The first rational flaw is the notion that it’s the game itself that’s popular and that the solution is to either legitimize the game or provide an equally popular comparable legal substitute. Jueteng, however, isn’t significantly different from existing legal substitutes. It’s popular because it’s illegal. One would think someone with Duterte’s practical legal background would understand this.
For individual gamblers, it’s probably not much of a consideration, although the illegal nature of the game does translate to greater convenience — games are available right in one’s own neighborhood rather than at a distant official gaming outlet; better, more flexible odds of winning, and freedom from taxation or other forms of government meddling. For the web of operators, facilitators, and protectors, however, the illegal nature of the game coupled with the potentially very large market creates an enormous incentive to maintain and promote it in the form of earnings through organized bribes. Legal, government managed or regulated games don’t offer this incentive and are therefore ignored or even actively resisted. The prospects of successfully initiating a “legal jueteng” game are therefore rather unpromising.
The second flaw in Duterte’s idea lies in his dubious characterization of jueteng as “economic activity.” It is in a very basic sense but it’s an activity of a particularly destructive sort. Unlike other forms of economic activity, organized gambling shifts financial resources upward in an extreme way. Capital flows from lower economic strata to higher economic strata in most other parts of the economy as well. But there’s a difference. First of all, there’s some exchange of value – goods or services in exchange for money – and second there’s a degree of return flow. Some part of the upward capital flow eventually flows back downward in the form of wages, public services funded by tax revenues, interest on savings, and so on. All that is missing from organized gambling. No real value is exchanged and there’s no secondary return flow other than occasional winnings which are an
astronomically small proportion of the capital flowing in the upward direction.
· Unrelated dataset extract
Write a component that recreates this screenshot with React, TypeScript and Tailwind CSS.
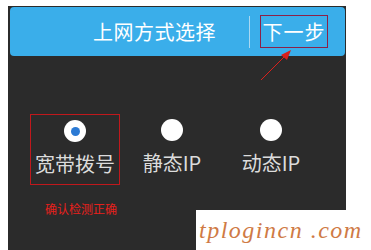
export default function App() {
  const cjk = { fontFamily: '"Noto Sans CJK SC", "Noto Sans", sans-serif' };
  return (
    <div className="relative h-[250px] w-[371px] overflow-hidden bg-white pl-[8px] pt-[6px]" style={cjk}>
      <div className="flex h-[244px] w-[338px] flex-col bg-[#2b2b2b] pl-[2px] pr-[1px] pt-[1px]">
        <div className="flex h-[49px] items-center rounded-[4px] bg-[#3aaeea] pl-[83px] text-white">
          <span className="text-[20px] leading-none tracking-[0.5px]">上网方式选择</span>
          <div className="ml-[33px] h-[32px] w-px bg-[#a9d8f2]" />
          <div className="ml-[10px] flex h-[33px] w-[68px] items-center justify-center border border-[#8c2148]">
            <span className="text-[20px] leading-none tracking-[1px]">下一步</span>
          </div>
        </div>

        <div className="mt-[58px] flex pl-[20px]">
          <div className="flex h-[71px] w-[90px] flex-col items-center border border-[#c0181c] pt-[5px]">
            <div className="flex h-[22px] w-[22px] items-center justify-center rounded-full bg-white">
              <div className="h-[9px] w-[9px] rounded-full bg-[#2b7ad4]" />
            </div>
            <span className="mt-[12px] text-[20px] leading-none text-[#dcdcdc]">宽带拨号</span>
          </div>
          <div className="ml-[7px] flex h-[71px] w-[90px] flex-col items-center pt-[5px]">
            <div className="h-[22px] w-[22px] rounded-full bg-white" />
            <span className="mt-[12px] text-[20px] leading-none text-[#dcdcdc]">静态IP</span>
          </div>
          <div className="ml-[9px] flex h-[71px] w-[90px] flex-col items-center pt-[5px]">
            <div className="h-[22px] w-[22px] rounded-full bg-white" />
            <span className="mt-[12px] text-[20px] leading-none text-[#dcdcdc]">动态IP</span>
          </div>
        </div>

        <div className="mt-[18px] pl-[35px] text-[12px] leading-none text-[#e8201c]">确认检测正确</div>
      </div>

      <svg className="absolute left-0 top-0" width="371" height="250" viewBox="0 0 371 250">
        <line x1="261" y1="80" x2="286" y2="55" stroke="#d9201c" strokeWidth="1" />
        <polygon points="291,50 281,55 287,60" fill="#d9201c" />
      </svg>

      <div
        className="absolute left-[196px] top-[210px] flex h-[40px] w-[175px] items-center whitespace-nowrap bg-white pl-[3px] text-[24px] italic leading-none tracking-[1.5px] text-[#cf7a45]"
        style={{ fontFamily: '"Liberation Serif", serif' }}
      >
        tplogincn .com
      </div>
    </div>
  );
}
The argument could be made that legalizing jueteng would correct that problem because the proceeds could be put to some good purpose such as the PCSO’s funding of medical charity from the proceeds of the lottery. But that would be a marginal improvement. It does nothing to balance the flow of resources. Rather, it just redistributes some resources among the poor. The government frames it as providing a social service but the beneficiaries are in fact funding it for themselves.
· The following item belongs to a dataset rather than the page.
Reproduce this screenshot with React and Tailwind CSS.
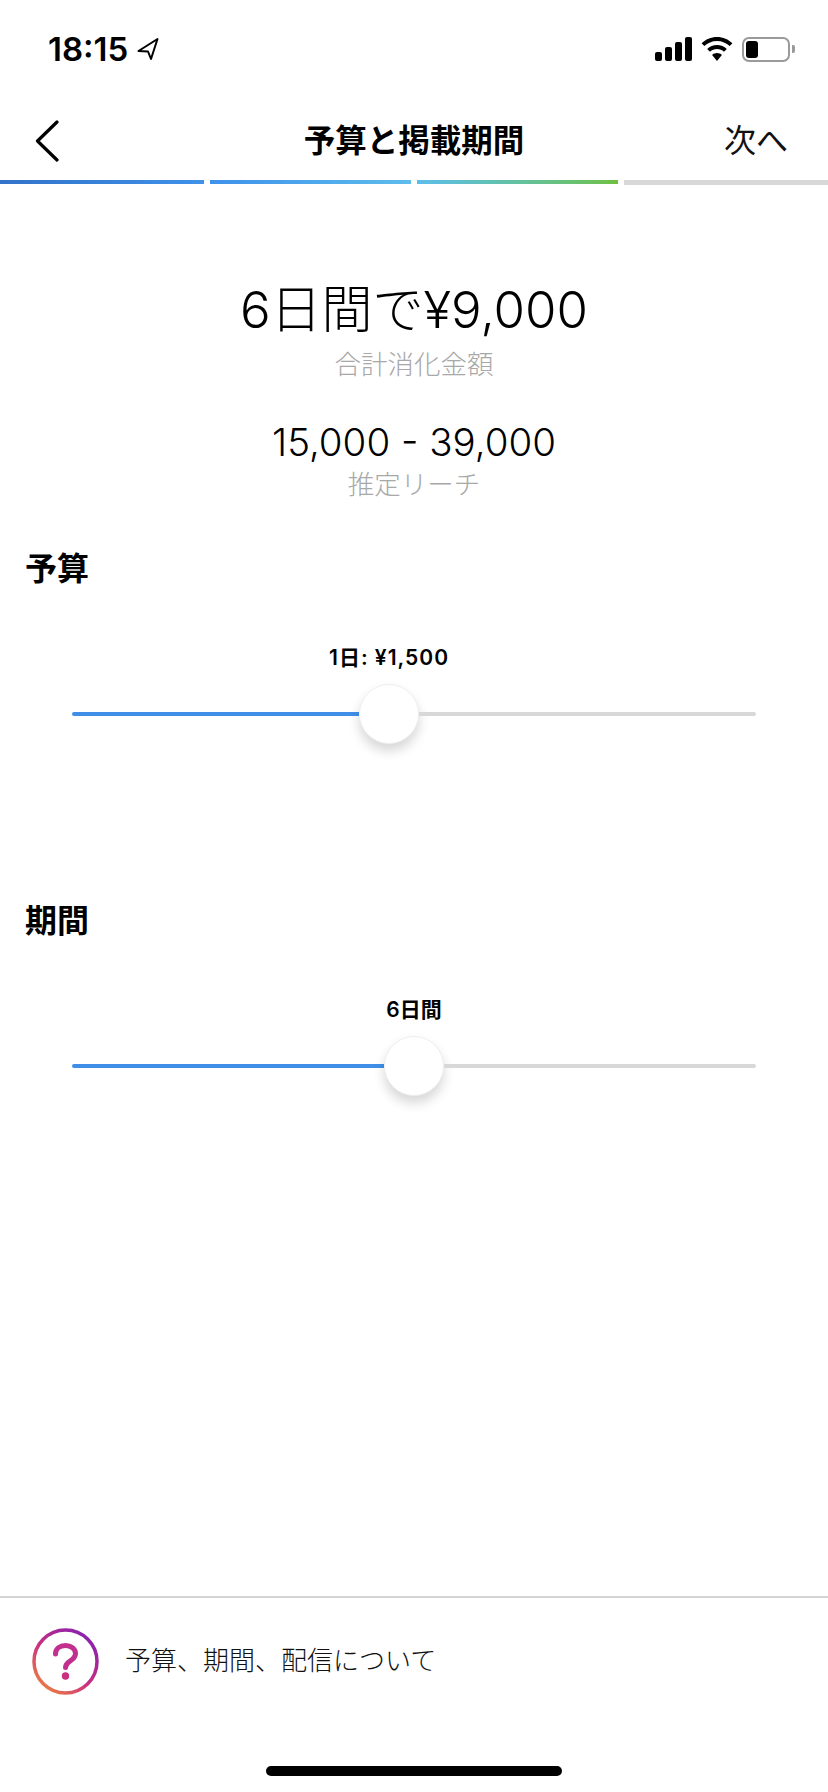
const FONT = "font-['Inter','Noto_Sans_CJK_JP',sans-serif]";

function StatusBar() {
  return (
    <div className="h-[90px] flex items-start justify-between pl-[48px] pr-[33px] pt-[31px]">
      <div className="flex items-center gap-[9px] h-[36px]">
        <span className="text-[33px] leading-[36px] font-semibold text-black">18:15</span>
        <svg width="22" height="24" viewBox="0 0 22 24" fill="none" stroke="#000" strokeWidth="2" strokeLinejoin="round">
          <path d="M1.500 14 20.500 2 14 22 11 14.500Z" />
        </svg>
      </div>
      <div className="flex items-center gap-[9px] h-[36px]">
        <svg width="37" height="24" viewBox="0 0 37 24" fill="#000">
          <rect x="0" y="15" width="7" height="9" rx="2" />
          <rect x="10" y="10" width="7" height="14" rx="2" />
          <rect x="20" y="5" width="7" height="19" rx="2" />
          <rect x="30" y="0" width="7" height="24" rx="2" />
        </svg>
        <svg width="32" height="24" viewBox="0 0 32 24" fill="#000">
          <path d="M16 0C10 0 4.600 2.400 .6 6.300l2.700 2.800C6.600 5.900 11 3.900 16 3.900s9.400 2 12.700 5.200l2.700-2.800C27.400 2.400 22 0 16 0Z" />
          <path d="M16 8c-3.800 0-7.200 1.500-9.800 3.900l2.800 2.800C10.800 13 13.300 12 16 12s5.200 1 7 2.700l2.800-2.800C23.200 9.500 19.800 8 16 8Z" />
          <path d="M16 16c-1.900 0-3.600.7-4.900 1.900L16 24l4.900-6.100C19.600 16.700 17.900 16 16 16Z" />
        </svg>
        <div className="flex items-center gap-[2px]">
          <div className="w-[48px] h-[25px] rounded-[7px] border-2 border-[#9a9a9a] p-[2px] flex">
            <div className="w-[12px] bg-black rounded-[3px]" />
          </div>
          <div className="w-[3px] h-[8px] bg-[#9a9a9a] rounded-r-[2px]" />
        </div>
      </div>
    </div>
  );
}

function NavBar() {
  return (
    <div className="h-[90px] grid grid-cols-[1fr_auto_1fr] items-center px-[35px] pt-[11px]">
      <svg width="24" height="42" viewBox="0 0 24 42" fill="none" stroke="#000" strokeWidth="3.200" strokeLinecap="round" strokeLinejoin="round">
        <path d="M22 2 2.500 21 22 40" />
      </svg>
      <div className="text-[31.5px] leading-[40px] font-bold text-black">予算と掲載期間</div>
      <div className="text-[32px] leading-[40px] font-normal text-[#111] text-right pr-[5px]">次へ</div>
    </div>
  );
}

function Progress() {
  return (
    <div className="flex gap-[6px] h-[5px]">
      <div className="h-[4px] w-[204px] bg-gradient-to-r from-[#3273c9] to-[#3f91ea]" />
      <div className="h-[4px] w-[201px] bg-gradient-to-r from-[#3f91ea] to-[#5dbdeb]" />
      <div className="h-[4px] w-[201px] bg-gradient-to-r from-[#5dbdeb] to-[#6fc03f]" />
      <div className="h-[5px] flex-1 bg-[#d8d8d8]" />
    </div>
  );
}

function Slider({ title, label, left, sectionClass, labelClass }) {
  return (
    <section className={sectionClass}>
      <h2 className="pl-[25px] text-[32px] leading-[40px] font-bold text-black">{title}</h2>
      <div
        className={`ml-[72px] mt-[55px] text-center text-[21px] leading-[28px] font-semibold text-black ${labelClass}`}
        style={{ width: (left + 30) * 2 }}
      >
        {label}
      </div>
      <div className="mx-[72px] mt-[12px] flex items-center h-[60px]">
        <div className="h-[4px] bg-[#3f8fe8] rounded-l-[2px]" style={{ width: left }} />
        <div className="w-[60px] h-[60px] shrink-0 rounded-full bg-white border border-[#efefef] shadow-[0_7px_12px_rgba(0,0,0,0.16)]" />
        <div className="h-[4px] flex-1 bg-[#d8d8d8] rounded-r-[2px]" />
      </div>
    </section>
  );
}

export default function App() {
  return (
    <div className={`${FONT} relative w-[828px] h-[1792px] bg-white flex flex-col overflow-hidden`}>
      <StatusBar />
      <NavBar />
      <Progress />
      <div className="flex flex-col items-center pt-[98px]">
        <div className="text-[51px] leading-[54px] font-light text-black">6日間で¥9,000</div>
        <div className="text-[26.5px] leading-[36px] mt-[9px] text-[#a8a8a8] font-light">合計消化金額</div>
        <div className="text-[38.5px] leading-[44px] mt-[38px] font-light text-black">15,000 - 39,000</div>
        <div className="text-[26.5px] leading-[36px] mt-[2px] text-[#a8a8a8] font-light">推定リーチ</div>
      </div>
      <Slider sectionClass="mt-[47px]" title="予算" label="1日: ¥1,500" left={287} labelClass="tracking-[1px]" />
      <Slider sectionClass="mt-[157px]" title="期間" label="6日間" left={312} labelClass="tracking-[0px]" />
      <div className="mt-auto">
        <div className="h-[2px] bg-[#d4d4d4]" />
        <div className="h-[126px] flex items-center pl-[32px] gap-[26px]">
          <svg width="67" height="67" viewBox="0 0 67 67" fill="none">
            <defs>
              <linearGradient id="ig" x1="0.1" y1="1" x2="0.9" y2="0">
                <stop offset="0" stopColor="#f08a3c" />
                <stop offset="0.45" stopColor="#c9307f" />
                <stop offset="1" stopColor="#7f1fb5" />
              </linearGradient>
            </defs>
            <circle cx="33.500" cy="33.500" r="31.500" stroke="url(#ig)" strokeWidth="3.500" />
            <path d="M23.500 26c0-5.500 4.500-8.500 10-8.500S43.500 21 43.500 25.500c0 3.800-2.500 5.600-5.200 7.300-2.800 1.800-4.800 3.300-4.800 6.700" stroke="#c12f8f" strokeWidth="5" strokeLinecap="round" />
            <circle cx="33.500" cy="48" r="3.700" fill="#c9307f" />
          </svg>
          <div className="text-[26px] leading-[32px] font-light text-[#111] mb-[1px]">予算、期間、配信について</div>
        </div>
        <div className="h-[68px] flex justify-center pt-[42px]">
          <div className="w-[296px] h-[10px] rounded-full bg-black" />
        </div>
      </div>
    </div>
  );
}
All of which is probably moot because it’s unlikely that Duterte will be more successful in reducing the jueteng monolith than any of his predecessors. Jueteng is simply too widespread and too connected at the level of local governments for an aggressive approach to make much of a dent in it in a reasonable amount of time. The vast amount of money that circulates in the jueteng ecosystem means that encouraging a switch to a legal alternative through some kind of incentives is impractical if not impossible.
If there was an easy solution to the problem of jueteng, it would have likely been found already. Efforts to find one must continue. Simply legitimizing it, in effect further institutionalizing something which at best increases economic inequality and makes flow of resources more inefficient, is certainly not the answer.